Geoff Price from Toowoomba Queensland has a 27 sedan that gets down the road quite sharply, twin SU carbies and extractors.
The ultimate F head hot up is probably the 2 cars done by Wolfgang Rebien in Victoria a few years ago, one of which has ended up in Eldon Hostetler's Hudson museum in Shipshewana, Indiana
http://www.conceptcarz.com/vehicle/z16845/Hudson-Speed-Six.aspx0 -
The only experience I have had is modifying the cam to give better utilisation of modern unleaded higher octane fuel, shaving the head .060", and fitting a down-draught carby. This is sufficient for ordinary running, giving around 20% h.p. boost, and 20% better economy. Geoff Price's modifications are much more radical, entailing re-working the combustion chamber, raising the compression ratio to something like 9:1, and using a huge side-draught S.U. However, this did not perform as expected, as detonation was very bad, and once this occurred, the timing had to be retarded which led to overheating, and very bad vapor-lock.
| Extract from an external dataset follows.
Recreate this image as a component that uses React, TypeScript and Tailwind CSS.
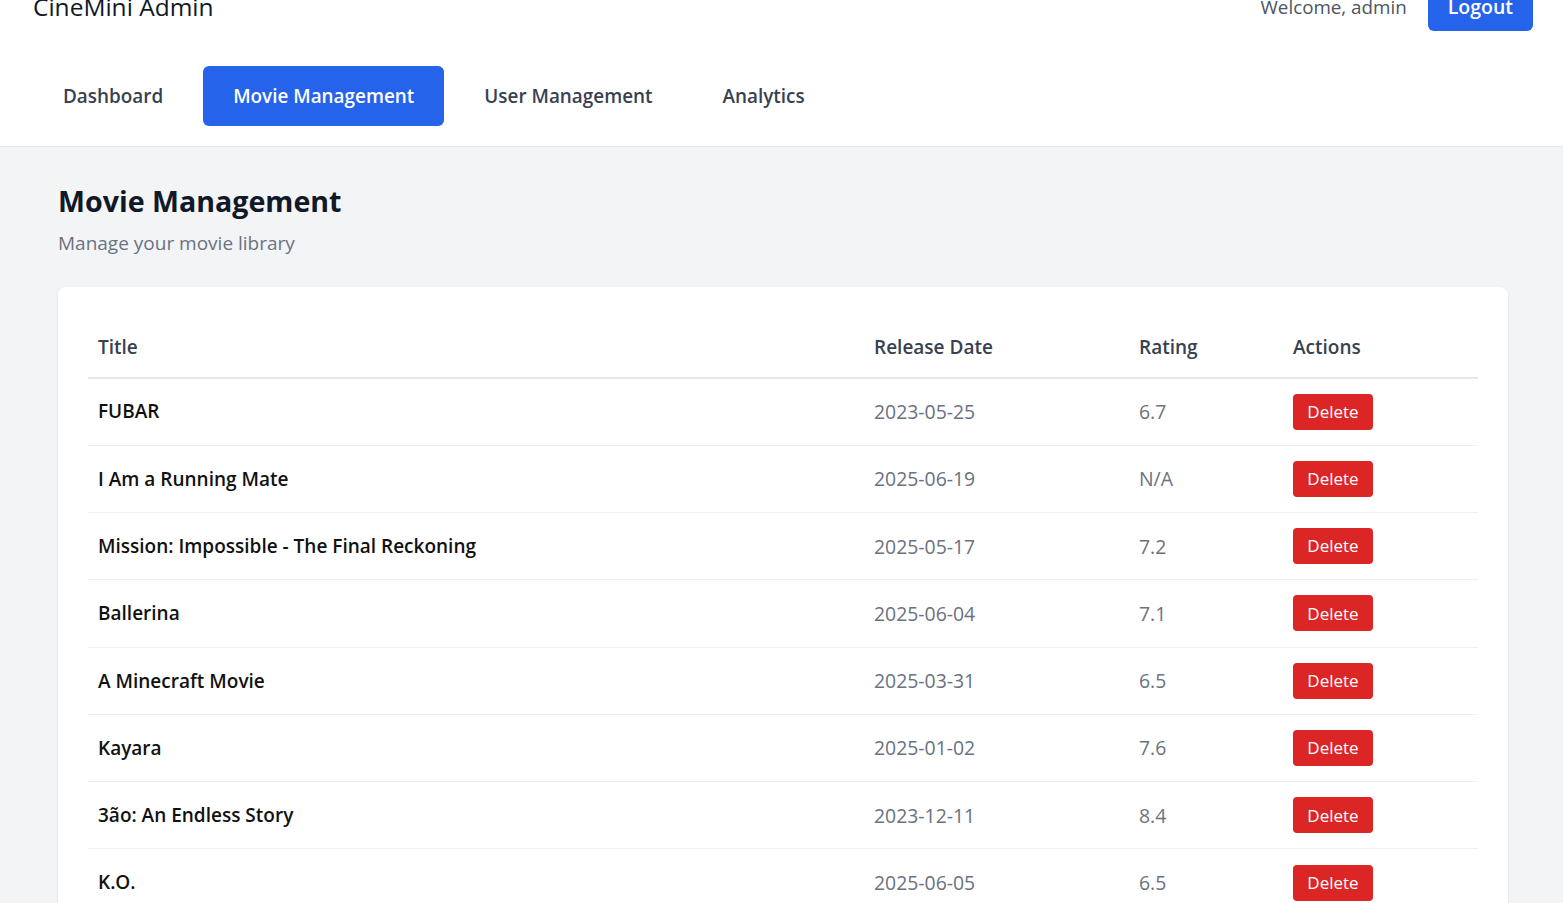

With my mild mods I had only good things happen. The cam mods I do give 14 deg overlap(as against 1 deg original) ,1/32" higher lift, and slightly later opening of the exhaust valve. This results in a vastly quieter exhaust note, which indicates that the fuel is being burnt in the cylinder, instead of going out the exhaust as waste heat. The cam grind could be even more radical if the lobes were built up, but this is expensive. The biggest drawback in the F-head design is the huge expanse inside the cylinder head intake chamber. This allows extreme turbulence to take place. It would be vastly better if a new head could be designed allowing a smooth flow 6-branch intake pipe assembly. There is no way you can fit twin carbs on the later version heads as there is water jacket in the way. And the first design F-head with the plugs on the top of the piston are very bad for detonation ,as you have the blank area over the valve.